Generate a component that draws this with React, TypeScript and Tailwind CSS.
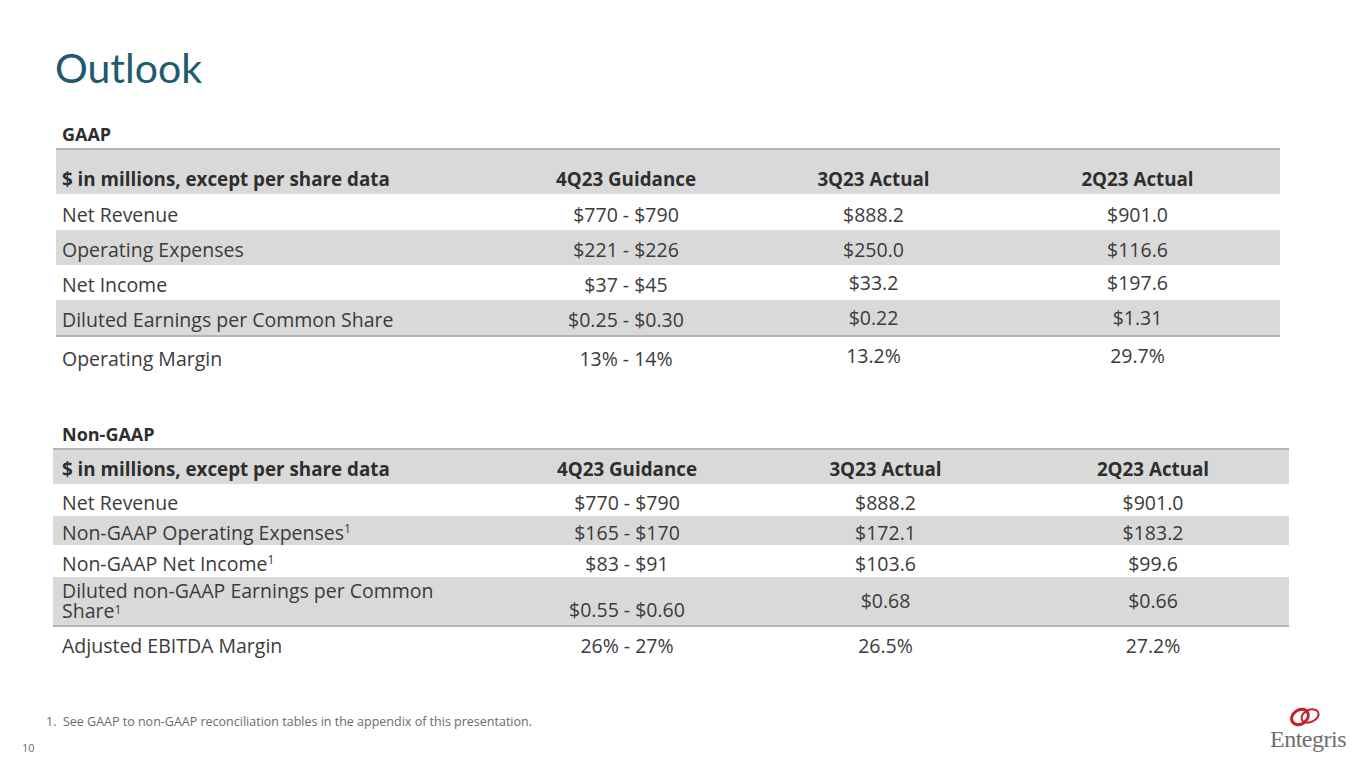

--

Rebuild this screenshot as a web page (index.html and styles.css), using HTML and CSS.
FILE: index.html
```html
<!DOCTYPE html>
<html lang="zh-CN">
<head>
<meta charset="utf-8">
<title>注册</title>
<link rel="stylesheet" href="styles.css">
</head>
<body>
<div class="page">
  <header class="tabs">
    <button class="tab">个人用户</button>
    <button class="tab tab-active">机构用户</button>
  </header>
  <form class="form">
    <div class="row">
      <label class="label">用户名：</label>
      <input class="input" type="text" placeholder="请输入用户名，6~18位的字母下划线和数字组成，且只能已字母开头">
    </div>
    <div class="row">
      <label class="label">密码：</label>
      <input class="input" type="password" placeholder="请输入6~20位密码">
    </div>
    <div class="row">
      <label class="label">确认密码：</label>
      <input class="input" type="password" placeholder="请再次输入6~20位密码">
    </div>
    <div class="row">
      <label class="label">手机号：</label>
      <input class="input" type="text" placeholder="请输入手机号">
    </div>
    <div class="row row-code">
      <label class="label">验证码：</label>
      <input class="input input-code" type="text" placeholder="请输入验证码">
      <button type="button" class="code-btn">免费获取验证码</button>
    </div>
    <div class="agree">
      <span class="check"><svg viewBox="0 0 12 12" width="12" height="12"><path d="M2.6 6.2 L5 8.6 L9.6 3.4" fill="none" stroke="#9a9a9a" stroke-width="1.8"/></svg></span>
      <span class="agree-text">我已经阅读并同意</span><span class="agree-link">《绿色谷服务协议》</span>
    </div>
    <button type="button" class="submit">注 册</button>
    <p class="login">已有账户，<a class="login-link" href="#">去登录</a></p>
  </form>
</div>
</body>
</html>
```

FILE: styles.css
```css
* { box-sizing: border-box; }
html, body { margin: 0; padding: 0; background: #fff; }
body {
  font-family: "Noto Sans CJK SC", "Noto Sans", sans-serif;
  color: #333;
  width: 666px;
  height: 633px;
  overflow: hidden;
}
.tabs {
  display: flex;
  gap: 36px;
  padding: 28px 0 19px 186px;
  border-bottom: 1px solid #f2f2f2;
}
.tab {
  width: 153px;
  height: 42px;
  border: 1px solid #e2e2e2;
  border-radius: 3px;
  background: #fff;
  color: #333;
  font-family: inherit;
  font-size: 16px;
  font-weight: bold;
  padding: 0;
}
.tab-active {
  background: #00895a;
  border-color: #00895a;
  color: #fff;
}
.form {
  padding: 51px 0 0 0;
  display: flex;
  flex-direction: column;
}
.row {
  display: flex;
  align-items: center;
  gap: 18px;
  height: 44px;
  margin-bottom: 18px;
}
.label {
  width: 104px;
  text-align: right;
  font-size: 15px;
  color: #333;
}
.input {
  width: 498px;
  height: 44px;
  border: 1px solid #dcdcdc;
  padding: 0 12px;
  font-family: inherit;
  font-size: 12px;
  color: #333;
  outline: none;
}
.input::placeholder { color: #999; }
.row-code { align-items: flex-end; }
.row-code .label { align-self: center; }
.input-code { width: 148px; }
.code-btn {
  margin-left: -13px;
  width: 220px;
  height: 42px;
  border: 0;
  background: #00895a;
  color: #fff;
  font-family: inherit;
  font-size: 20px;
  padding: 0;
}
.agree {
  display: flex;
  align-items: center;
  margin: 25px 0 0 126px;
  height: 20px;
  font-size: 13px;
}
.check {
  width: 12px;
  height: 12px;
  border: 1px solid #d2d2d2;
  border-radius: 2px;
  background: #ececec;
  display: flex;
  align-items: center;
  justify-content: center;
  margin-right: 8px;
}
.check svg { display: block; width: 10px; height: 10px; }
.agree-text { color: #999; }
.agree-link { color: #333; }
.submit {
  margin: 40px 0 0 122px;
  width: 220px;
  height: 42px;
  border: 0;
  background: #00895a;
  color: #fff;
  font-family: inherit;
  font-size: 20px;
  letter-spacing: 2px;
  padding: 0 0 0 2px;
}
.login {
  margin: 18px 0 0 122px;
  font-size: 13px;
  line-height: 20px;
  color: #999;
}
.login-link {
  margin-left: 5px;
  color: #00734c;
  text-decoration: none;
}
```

**What you should do**
Copy every line of the listing that contains the word "this".

**Reply**
Generate a component that draws this with React, TypeScript and Tailwind CSS.
Rebuild this screenshot as a web page (index.html and styles.css), using HTML and CSS.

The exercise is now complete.